Take action with one or more co-workers to improve your working conditions by, among other means, raising work-related complaints directly with your employer or with a government agency, and seeking help from a union. Strike and picket, depending on the purpose or means of the strike or the picketing.

Choose not to do any of these, including joining or remaining a member of a union." Does this strike you as something straight out of the Soviet Union, or at least from pre-Mamata West Bengal? After all, middle class India's conventional wisdom holds unions to be troublemakers who kill productivity and economic growth.

So, it would be natural to think that the notice cited above belongs to a contrived workers' paradise. In reality, this is a notice the US government wants employers to prominently display at the workplace, except in some industries.

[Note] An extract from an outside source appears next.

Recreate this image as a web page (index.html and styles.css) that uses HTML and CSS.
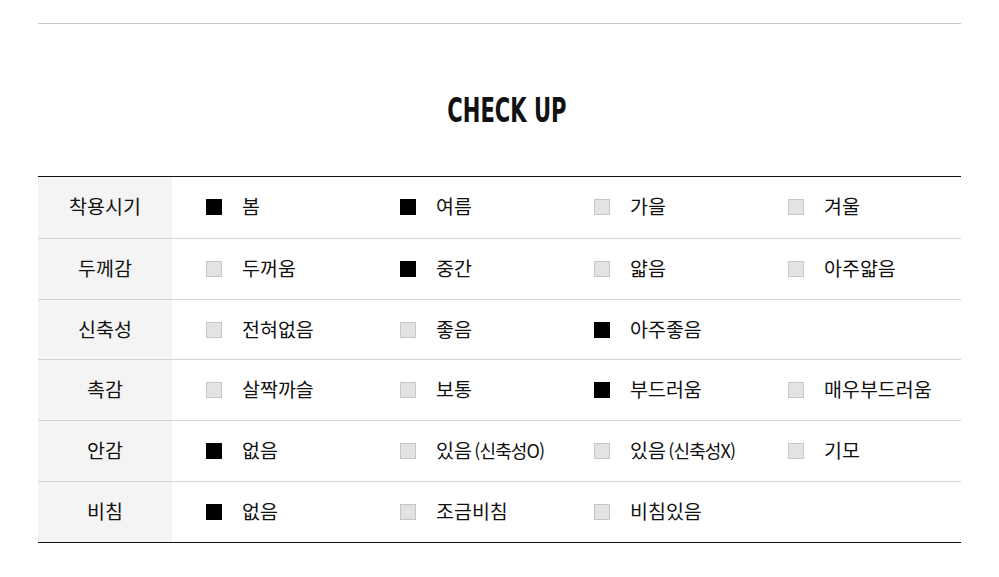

How come the most capitalist of capitalist countries shows such tolerance, if not actual encouragement, of unions? This is because unions straddle, besides the economic sphere, the political one as agents of democracy. They articulate, at the workplace, the freedom of association, enshrined in the First Amendment and the bill of rights.

This is a link that eludes the great Indian middle class, incandescent, these days, with rightful rage against rotten politics and corrupt politicians. The Indian middle class is happy to take to the streets with the national flag, scented candles and Anna's praise. But what do they have to say, on the labour unrest at Maruti or the Gurgaon-Manesar belt in general? Precious little, when it is not abuse.

Such schizophrenia on democracy is not entirely unnatural, given the manner in which India got this form of governance. Western societies that established the paradigm of democracy as the post-colonial ideal for countries like India did so after hard internal struggles.

The revolutions of 19th century Europe had universal adult franchise as their foremost demand. Democracy was a hard-won right, inspired by thinkers, backed by the rising class of capitalists, who wanted freedom from feudal constraints, and fought for, on the ground, by the working people, organised into unions and otherwise.

In India, the freedom struggle schooled a large number of people, steeped in a tradition of the worst kind of social hierarchy and inequality, in democracy. These were yet a tiny fraction of the Indian population. The Constitution of independent India adopted democracy as the country's form of government, thrusting it on a premodern society, which is still in the process of evolving to realise constitutional norms.

Unions are a vital instrumentality of modernity and democracy. General Douglas MacArthur, who led the US occupation of Japan after the end of World War II, actively encouraged unionisation of the workforce, so as to guard against Japan's return to militarism.

By 1947, 48% of the non-agricultural workforce had been unionised, thanks to his strenuous efforts. Coupled with extensive land reforms, this piece of social engineering helped relaunch Japan as a miracle economy. A military leader's enlightenment eludes the Indian elite, unfortunately.

For an enterprise, its workers are a cost that must be held down. However, for the rest of the economy, those workers are its market. If all enterprises succeed in keeping their own wages as low as possible, the result would be to repress the domestic market for industry's produce.

Only if workers have sufficient purchasing power, and sufficient leisure to read, listen to music, watch movies and eat out, can a diversified economy thrive. What is rational for individual enterprises is irrational at the level of the larger economy. Unions are the only agency that can pierce the insularity of individual enterprises to let in the light of macro-level sense.

Unions, on their part, must appreciate their constructive role in society. Industrial action that sabotages an enterprise's viability or damages its credibility with customers is just not acceptable. It is a matter of shame that workers have to go on prolonged strike to gain essential recognition as workers or unions.

Maruti and other employers need to see themselves and their workers as integral players in India's ongoing modernisation. If industry wants less corruption and more accountable governance, they must accept unions as agents of the needed democratic deepening.